La jacquerie de 1846 fut suivie d’une prostration des âmes qui se traduisit par un silence morne dans la sphère de la pensée. Ce silence dura longtemps, et ne fut interrompu pour un moment que par ce phénomène caractéristique de la Lettre d’un gentilhomme polonais au prince de Metternich[1], où le marquis Wielopolski, devenu depuis si fameux, posa pour la première fois sans ménagement, avec un désespoir concentré, la question de l’anéantissement volontaire dans le sein d’un panslavisme vengeur.
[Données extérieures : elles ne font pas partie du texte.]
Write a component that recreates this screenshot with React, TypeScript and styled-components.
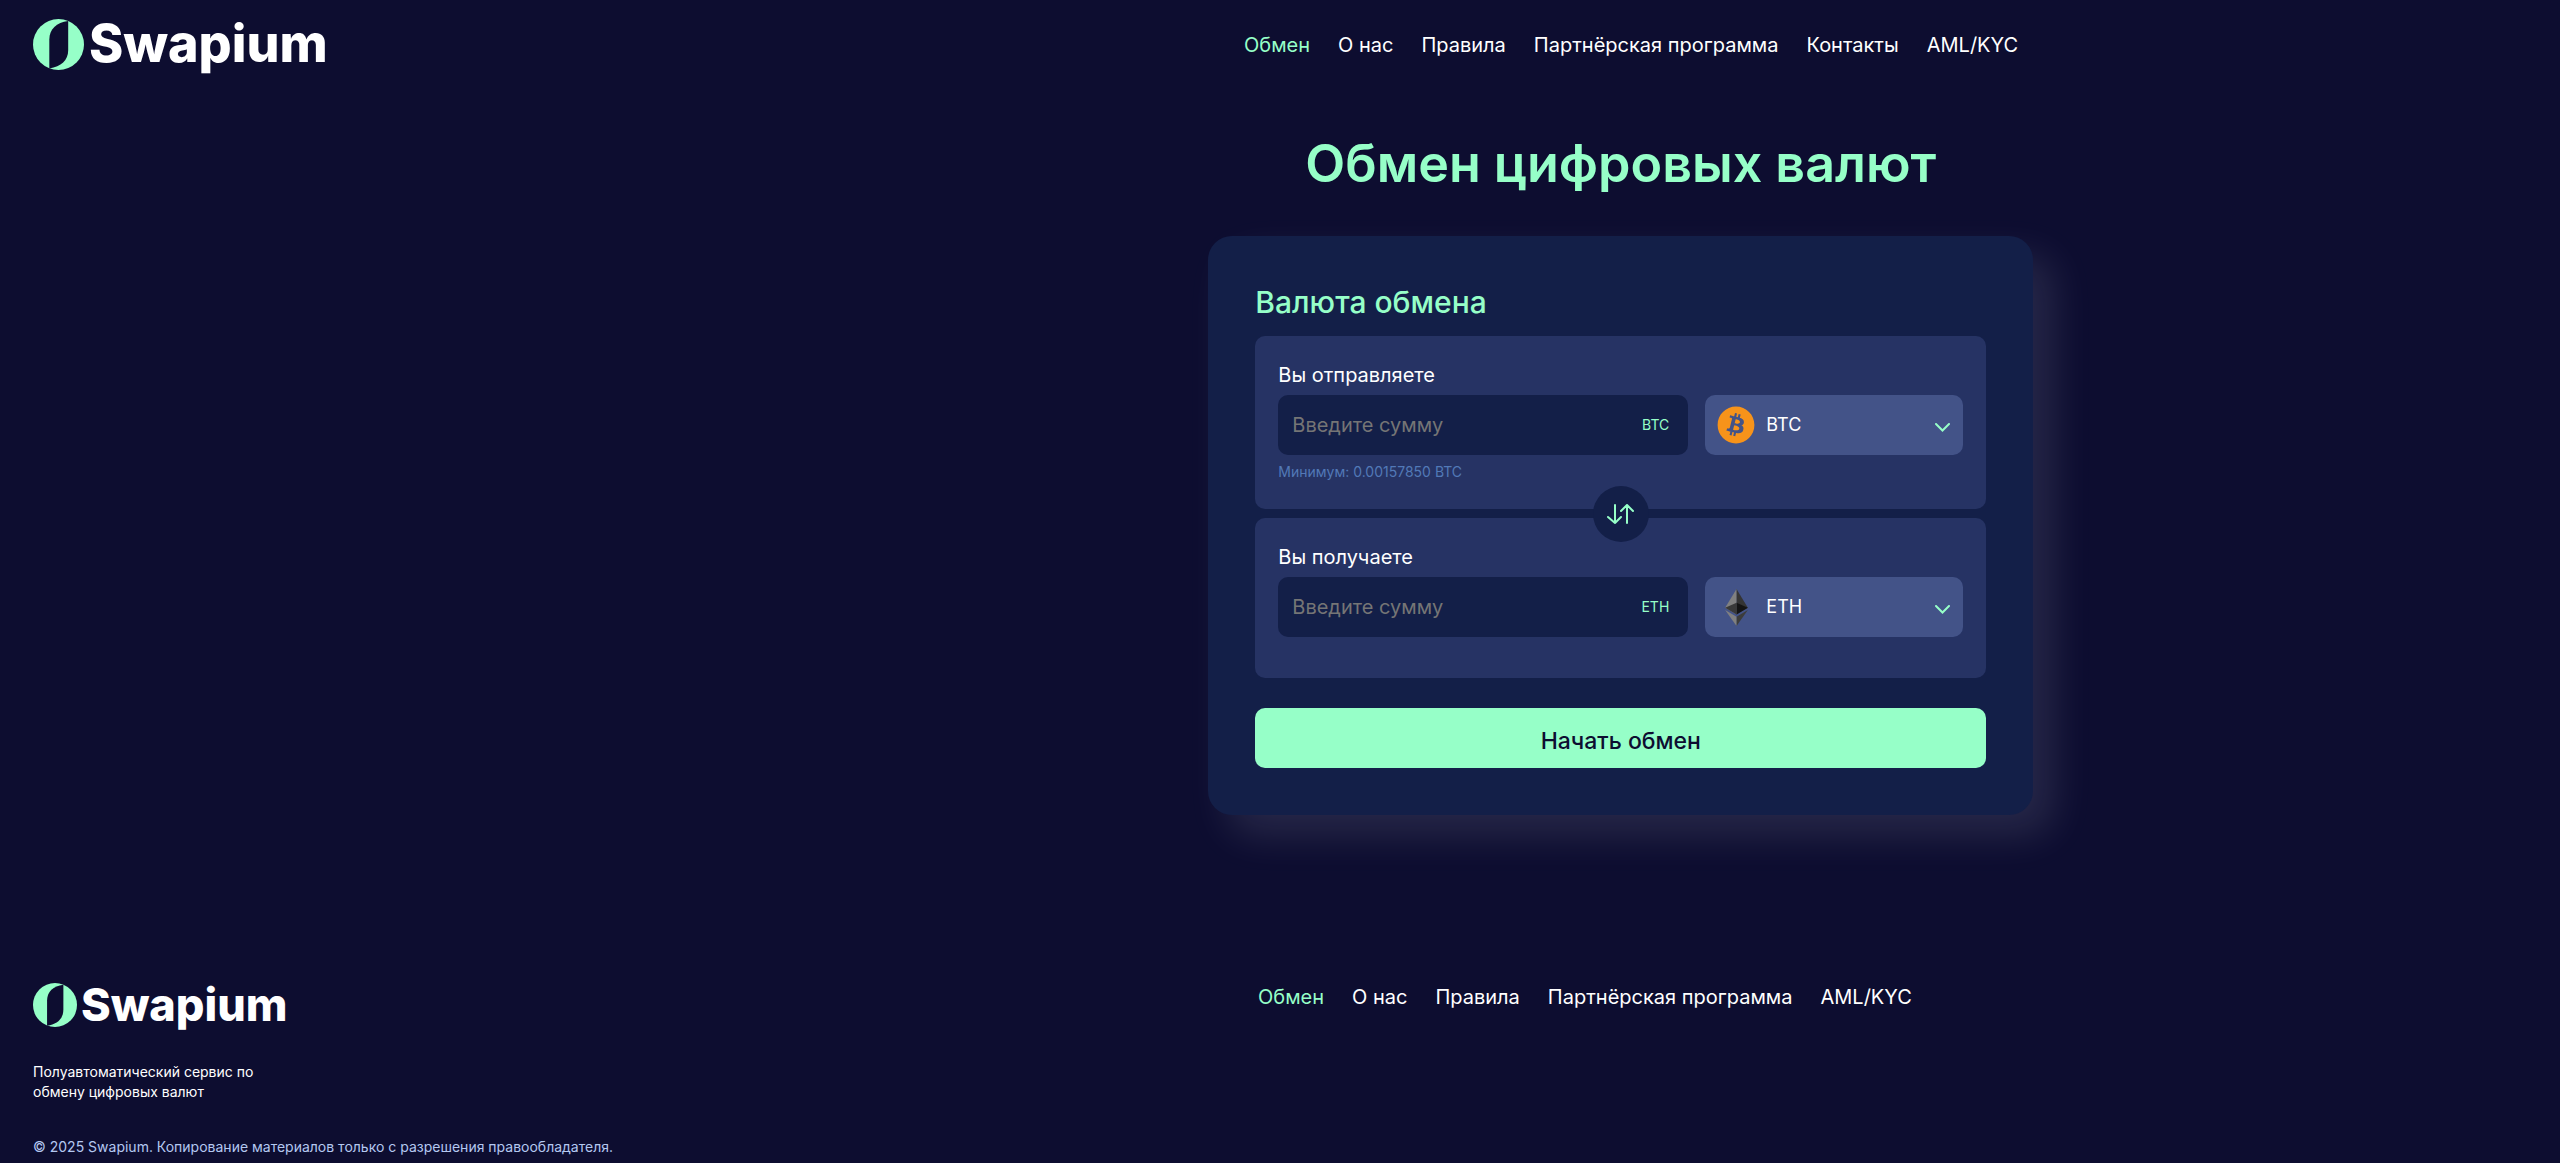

On se doutera facilement de quel poids étouffant les événemens de 1846 durent accabler l’âme du poète anonyme. Il ne recouvra la parole qu’au bout de deux ans, et il commença alors une nouvelle série de Psaumes, où il s’efforça de verser du baume dans les plaies encore saignantes et de rallumer l’espoir dans les cœurs meurtris. Il devait une réponse à Slowaçki, et il la fit avec mesure, avec force pourtant, mais aussi avec tristesse. Le reproche de lâcheté que lui avait fait Slowaçki pesait surtout au descendant des chevaliers de Bar. « C’est donc la peur, dis-tu, qui a parlé par moi, alors que je pressentais que nous allions vers les ténèbres et non vers la lumière, et que le peuple pourrait bien se déshonorer ? Tu dis vrai : il y a un certain courage dont, pour ma part, je ne m’enorgueillirai jamais. Moi, je tremble devant le supplice de mes semblables ; je n’aime point à pousser dans l’abîme. à la vue de l’opprobre, une frayeur divine s’empare de mon cœur ; les assassins ne me seront jamais des frères : j’aime le sabre, je rougis du couteau ! » Puis l’auteur anonyme élève le débat et discute toutes les théories destructives de Slowaçki, notamment celle de « l’Esprit, éternellement révolutionnaire et torturant les corps pour délivrer les âmes. » Il fait appel à la régénération par l’amour, par un développement continu. « Et c’est là aussi un grand péché, ô poète, dit-il ingénieusement, de ne parler toujours que de l’Esprit, et d’oublier qu’il procède du Père et du Fils, » de faire abstraction des générations passées et de renier le travail douloureux des siècles.

La solution de continuité entre les époques qui ont précédé et suivi la révolution, la rupture de toutes les traditions, l’absence de racines dans les entrailles de l’histoire, qui fait dessécher ou tomber

  1. Voyez la Revue du 15 août 1846.